Content Development Librarians compiled a list of titles from the web form to use in developing the final retention list. The goal was to choose approximately $70,000 worth of individual titles for retention with the hopes that the remaining $30,000 allocation could be used to pick up stray titles as more feedback was provided over the course of the remaining part of the fiscal year.

Developing a retention list

Next came the onerous task of developing a list of journals from the package for retention. Parameters for selecting which titles to keep had to be defined. As is typical in such decision-making practices, usage data was an important tool for deciding which journals to retain. First, cost-per-use for each of the top 500 journals was calculated. If a title that was selected by faculty did not appear on the top 500 list, it was not accepted for retention. Next, the cost-per-use for titles that were embargoed for a year in an aggregator database was calculated for usage of the most recent year. If the cost-per-use for a title during the embargoed year was more than the $40 ILL cost, it was not selected for retention. Another metric that was taken into consideration was how many times faculty had flagged a title for retention. Finally, titles that were not available in aggregator databases were considered for retention when their cost-per-use was $20 or less.

Once all of the data had been collected for the retention list, Content Development Librarians began responding to faculty who had provided feedback. Retention decisions were communicated by providing the institutional list price for each title with corresponding cost-per-use data. Faculty who responded were very understanding of the tough choices we were having to make and voiced their support for our decisions. A list of 75 titles was finalized in mid-November and representatives of the publisher were contacted to begin the process of negotiating the cost of a smaller package. During the first meeting with the publisher, they told us we would have to pay the institutional list price for the titles we selected, but they would agree to a price cap if we signed a multi-year license. They also agreed that we could have unlimited swapping as long as we kept the initial spend. We sent them our title list in mid-November and asked them for a three-year deal with a 3% increase price cap. As of early December, they had not responded.
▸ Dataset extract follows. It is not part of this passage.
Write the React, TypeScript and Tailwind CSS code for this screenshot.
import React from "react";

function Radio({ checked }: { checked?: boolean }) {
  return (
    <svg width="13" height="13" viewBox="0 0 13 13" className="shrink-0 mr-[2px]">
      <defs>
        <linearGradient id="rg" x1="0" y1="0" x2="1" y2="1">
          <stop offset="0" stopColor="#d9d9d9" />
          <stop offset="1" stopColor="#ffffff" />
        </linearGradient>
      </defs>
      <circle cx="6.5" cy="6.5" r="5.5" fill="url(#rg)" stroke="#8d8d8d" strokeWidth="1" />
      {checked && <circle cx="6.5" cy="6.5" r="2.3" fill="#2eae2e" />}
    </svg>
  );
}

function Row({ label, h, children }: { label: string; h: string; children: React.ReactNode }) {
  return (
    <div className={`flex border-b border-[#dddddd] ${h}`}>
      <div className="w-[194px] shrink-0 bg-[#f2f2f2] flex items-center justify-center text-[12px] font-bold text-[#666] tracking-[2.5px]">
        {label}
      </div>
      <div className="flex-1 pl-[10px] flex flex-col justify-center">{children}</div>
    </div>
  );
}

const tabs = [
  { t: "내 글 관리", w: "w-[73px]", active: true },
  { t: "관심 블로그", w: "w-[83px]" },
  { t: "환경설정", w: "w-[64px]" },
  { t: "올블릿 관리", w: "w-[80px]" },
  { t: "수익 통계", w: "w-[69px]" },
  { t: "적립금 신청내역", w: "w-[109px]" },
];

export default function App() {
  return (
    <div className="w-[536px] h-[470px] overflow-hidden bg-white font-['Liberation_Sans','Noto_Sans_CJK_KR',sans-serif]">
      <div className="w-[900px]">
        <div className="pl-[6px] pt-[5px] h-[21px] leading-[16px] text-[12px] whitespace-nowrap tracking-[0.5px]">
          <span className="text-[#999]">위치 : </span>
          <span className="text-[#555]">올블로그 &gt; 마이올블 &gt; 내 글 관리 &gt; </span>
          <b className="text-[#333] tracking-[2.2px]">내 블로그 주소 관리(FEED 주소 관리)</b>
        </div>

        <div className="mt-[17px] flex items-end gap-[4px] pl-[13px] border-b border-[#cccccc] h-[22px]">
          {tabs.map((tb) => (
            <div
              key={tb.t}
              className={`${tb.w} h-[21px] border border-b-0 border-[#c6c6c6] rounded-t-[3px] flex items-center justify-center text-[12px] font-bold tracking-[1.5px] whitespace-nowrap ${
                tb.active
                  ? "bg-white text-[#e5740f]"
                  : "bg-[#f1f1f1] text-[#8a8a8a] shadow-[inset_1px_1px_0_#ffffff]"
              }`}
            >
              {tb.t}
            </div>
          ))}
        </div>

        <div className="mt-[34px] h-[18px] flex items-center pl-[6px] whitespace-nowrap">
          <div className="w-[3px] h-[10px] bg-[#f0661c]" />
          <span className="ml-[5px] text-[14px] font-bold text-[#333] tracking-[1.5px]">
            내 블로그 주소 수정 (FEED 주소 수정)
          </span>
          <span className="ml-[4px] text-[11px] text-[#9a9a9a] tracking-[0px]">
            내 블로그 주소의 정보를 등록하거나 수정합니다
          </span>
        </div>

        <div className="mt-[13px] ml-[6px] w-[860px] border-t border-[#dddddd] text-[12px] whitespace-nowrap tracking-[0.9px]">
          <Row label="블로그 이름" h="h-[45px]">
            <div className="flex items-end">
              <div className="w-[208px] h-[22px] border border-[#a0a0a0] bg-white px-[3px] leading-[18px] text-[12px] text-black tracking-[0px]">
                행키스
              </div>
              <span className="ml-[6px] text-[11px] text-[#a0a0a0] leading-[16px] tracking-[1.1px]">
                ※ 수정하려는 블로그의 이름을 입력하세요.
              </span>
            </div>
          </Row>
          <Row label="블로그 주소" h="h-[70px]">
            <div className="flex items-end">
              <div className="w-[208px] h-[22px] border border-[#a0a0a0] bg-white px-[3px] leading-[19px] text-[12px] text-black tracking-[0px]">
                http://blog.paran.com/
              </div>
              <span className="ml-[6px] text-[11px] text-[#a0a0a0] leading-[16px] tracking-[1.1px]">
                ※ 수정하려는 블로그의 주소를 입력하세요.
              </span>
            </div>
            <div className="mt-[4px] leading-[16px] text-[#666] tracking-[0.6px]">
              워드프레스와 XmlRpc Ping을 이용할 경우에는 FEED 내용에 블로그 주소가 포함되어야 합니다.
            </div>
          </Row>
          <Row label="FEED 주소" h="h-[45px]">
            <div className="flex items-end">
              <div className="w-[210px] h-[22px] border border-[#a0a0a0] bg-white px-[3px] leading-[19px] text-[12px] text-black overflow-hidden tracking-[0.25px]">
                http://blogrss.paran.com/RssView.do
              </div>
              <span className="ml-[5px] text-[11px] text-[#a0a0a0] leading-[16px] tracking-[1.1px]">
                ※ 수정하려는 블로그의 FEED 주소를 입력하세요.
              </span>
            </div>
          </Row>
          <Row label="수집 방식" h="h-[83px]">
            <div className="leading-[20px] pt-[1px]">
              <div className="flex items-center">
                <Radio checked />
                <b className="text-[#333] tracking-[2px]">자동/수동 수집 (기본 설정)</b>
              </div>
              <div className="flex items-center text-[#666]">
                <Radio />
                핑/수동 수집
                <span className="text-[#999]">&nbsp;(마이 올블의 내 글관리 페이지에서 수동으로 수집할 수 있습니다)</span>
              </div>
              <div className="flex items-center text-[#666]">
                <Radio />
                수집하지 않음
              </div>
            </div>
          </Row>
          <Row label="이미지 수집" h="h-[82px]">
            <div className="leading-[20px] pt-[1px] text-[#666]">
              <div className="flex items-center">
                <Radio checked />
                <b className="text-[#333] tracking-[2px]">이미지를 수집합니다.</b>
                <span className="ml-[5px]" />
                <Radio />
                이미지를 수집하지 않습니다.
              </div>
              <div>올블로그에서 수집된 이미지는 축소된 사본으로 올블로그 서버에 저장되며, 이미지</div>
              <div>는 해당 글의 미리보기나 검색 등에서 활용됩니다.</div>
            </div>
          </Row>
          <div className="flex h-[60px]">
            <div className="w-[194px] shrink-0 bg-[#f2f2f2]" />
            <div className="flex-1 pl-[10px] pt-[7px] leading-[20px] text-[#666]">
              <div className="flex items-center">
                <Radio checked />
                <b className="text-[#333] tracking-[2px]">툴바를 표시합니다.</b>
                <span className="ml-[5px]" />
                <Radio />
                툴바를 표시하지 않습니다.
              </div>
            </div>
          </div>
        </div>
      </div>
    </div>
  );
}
Finally, in late December, we received their response. Due to the nature of the titles in our list, they [the publisher] reneged on offering us a multi-year deal with a price cap. They claimed that the average inflationary increase for the titles we wanted to retain was 5.3% and they were unwilling to give us a lower price cap. In the past, with our consortium deal with this publisher, we had been allowed to provide access to all titles in the package to the KU Medical School, but now, the publisher insists that we must pay 150% to provide access to all of the titles for both campuses. This last demand from the publisher was untenable for KU. The only way for us to continue negotiations was to review the list of titles once more and cut even more.
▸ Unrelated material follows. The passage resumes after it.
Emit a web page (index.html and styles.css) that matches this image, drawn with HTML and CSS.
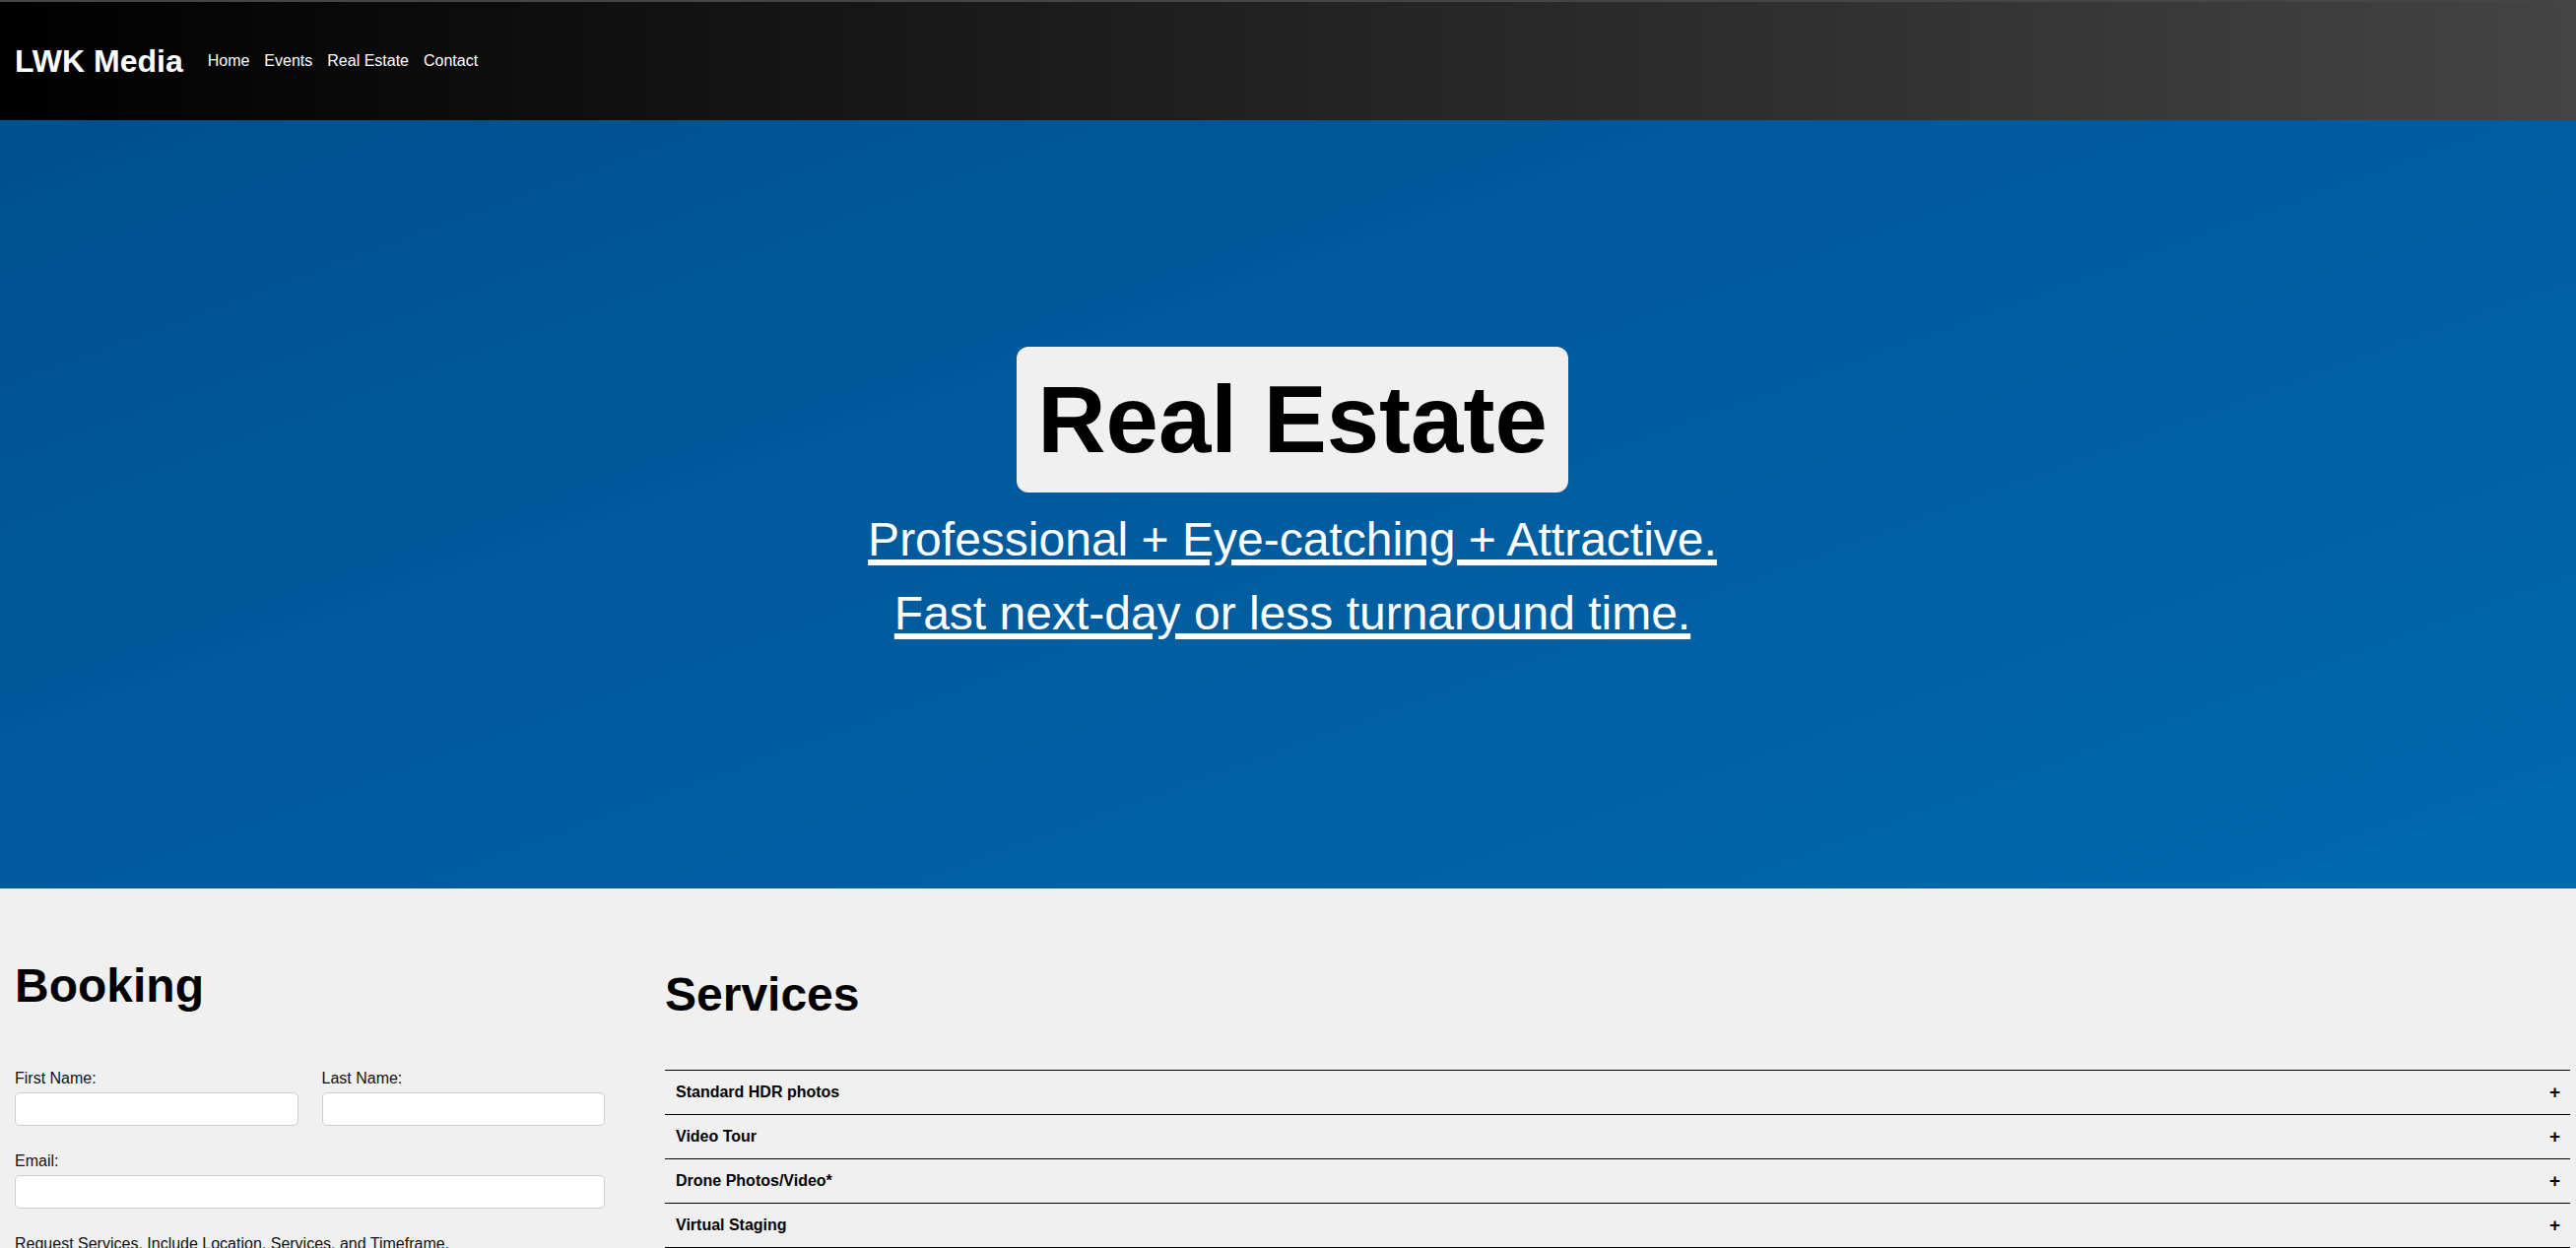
FILE: index.html
```html
<!DOCTYPE html>
<html lang="en">
<head>
<meta charset="utf-8">
<title>LWK Media - Real Estate</title>
<link rel="stylesheet" href="styles.css">
</head>
<body>
<header class="site-header">
  <div class="brand">LWK Media</div>
  <nav class="nav">
    <a href="#">Home</a>
    <a href="#">Events</a>
    <a href="#">Real Estate</a>
    <a href="#">Contact</a>
  </nav>
</header>

<section class="hero">
  <h1 class="hero-title">Real Estate</h1>
  <p class="hero-line">Professional + Eye-catching + Attractive.</p>
  <p class="hero-line">Fast next-day or less turnaround time.</p>
</section>

<main class="content">
  <section class="booking">
    <h2 class="booking-title">Booking</h2>
    <form class="form">
      <div class="form-row">
        <div class="field">
          <label class="label" for="first">First Name:</label>
          <input class="input" id="first" type="text">
        </div>
        <div class="field">
          <label class="label" for="last">Last Name:</label>
          <input class="input" id="last" type="text">
        </div>
      </div>
      <div class="field">
        <label class="label" for="email">Email:</label>
        <input class="input" id="email" type="email">
      </div>
      <div class="field">
        <label class="label" for="msg">Request Services. Include Location, Services, and Timeframe.</label>
        <textarea class="textarea" id="msg"></textarea>
      </div>
    </form>
  </section>

  <section class="services">
    <h2 class="services-title">Services</h2>
    <div class="service-list">
      <div class="service"><span>Standard HDR photos</span><span class="plus">+</span></div>
      <div class="service"><span>Video Tour</span><span class="plus">+</span></div>
      <div class="service"><span>Drone Photos/Video*</span><span class="plus">+</span></div>
      <div class="service"><span>Virtual Staging</span><span class="plus">+</span></div>
    </div>
  </section>
</main>
</body>
</html>
```

FILE: styles.css
```css
* { box-sizing: border-box; }

html, body {
  margin: 0;
  padding: 0;
}

body {
  background: #f0f0f0;
  font-family: "Liberation Sans", Arial, sans-serif;
  color: #000;
}

.site-header {
  height: 122px;
  border-top: 2px solid #454545;
  background: linear-gradient(to right, #000000, #444444);
  display: flex;
  align-items: center;
  padding: 0 15px;
}

.brand {
  color: #fff;
  font-size: 32px;
  font-weight: bold;
  line-height: 37px;
}

.nav {
  display: flex;
  gap: 15px;
  margin-left: 25px;
}

.nav a {
  color: #fff;
  text-decoration: none;
  font-size: 16px;
  line-height: 18px;
}

.hero {
  height: 780px;
  background: linear-gradient(160deg, #00508f 0%, #005c9f 50%, #0069ae 100%);
  display: flex;
  flex-direction: column;
  align-items: center;
  padding-top: 230px;
  padding-left: 9px;
  gap: 20px;
}

.hero-title {
  margin: 0;
  background: #f0f0f0;
  border-radius: 12px;
  padding: 19px 21px;
  font-size: 96px;
  line-height: 110px;
  font-weight: bold;
  color: #000;
}

.hero-line {
  margin: 0;
  color: #fff;
  font-size: 48px;
  line-height: 55px;
  text-decoration: underline;
  text-decoration-thickness: 6px;
  text-underline-offset: 4px;
}

.content {
  display: flex;
  gap: 61px;
  padding: 0 6px 0 15px;
}

.booking {
  width: 599px;
  flex: none;
}

.booking-title {
  margin: 71px 0 58px;
  font-size: 48px;
  line-height: 55px;
  font-weight: bold;
}

.form {
  display: flex;
  flex-direction: column;
  gap: 27px;
}

.form-row {
  display: grid;
  grid-template-columns: 1fr 1fr;
  gap: 24px;
}

.field {
  display: flex;
  flex-direction: column;
  gap: 5px;
}

.label {
  font-size: 16px;
  line-height: 18px;
  color: #111;
}

.input {
  height: 34px;
  border: 1px solid #cccccc;
  border-radius: 5px;
  background: #fff;
  font: inherit;
  padding: 0 8px;
}

.textarea {
  height: 120px;
  border: 1px solid #cccccc;
  border-radius: 5px;
  background: #fff;
  font: inherit;
  resize: vertical;
}

.services {
  flex: 1;
}

.services-title {
  margin: 80px 0 49px;
  font-size: 48px;
  line-height: 55px;
  font-weight: bold;
}

.service-list {
  border-bottom: 1px solid #000;
}

.service {
  height: 45px;
  border-top: 1px solid #000;
  display: flex;
  align-items: center;
  justify-content: space-between;
  padding: 0 10px 0 11px;
  font-size: 16px;
  font-weight: bold;
}

.plus {
  font-size: 19px;
  line-height: 20px;
  font-weight: bold;
}
```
Negotiations will likely go on past our renewal deadline. There is also concern that another journal package tied to this publisher will be at stake. This other package is also shared on the KU and KU Medical School campuses and gets extremely high use. The future for both title lists is uncertain and very worrisome for librarians on both campuses.

No end in sight

The rest of our large journal packages come up for renewal in 2018 after multi-year deals, and Content Development Librarians will need to scrutinize these packages as well. Ongoing review of all electronic resources along with review of CPHs will continue. There appears to be no end to the review process in sight as we anticipate a flat budget in the foreseeable future, possibly in conjunction with budget cuts. These are challenging times at KU, but we will continue to work to provide our patrons with the information they need.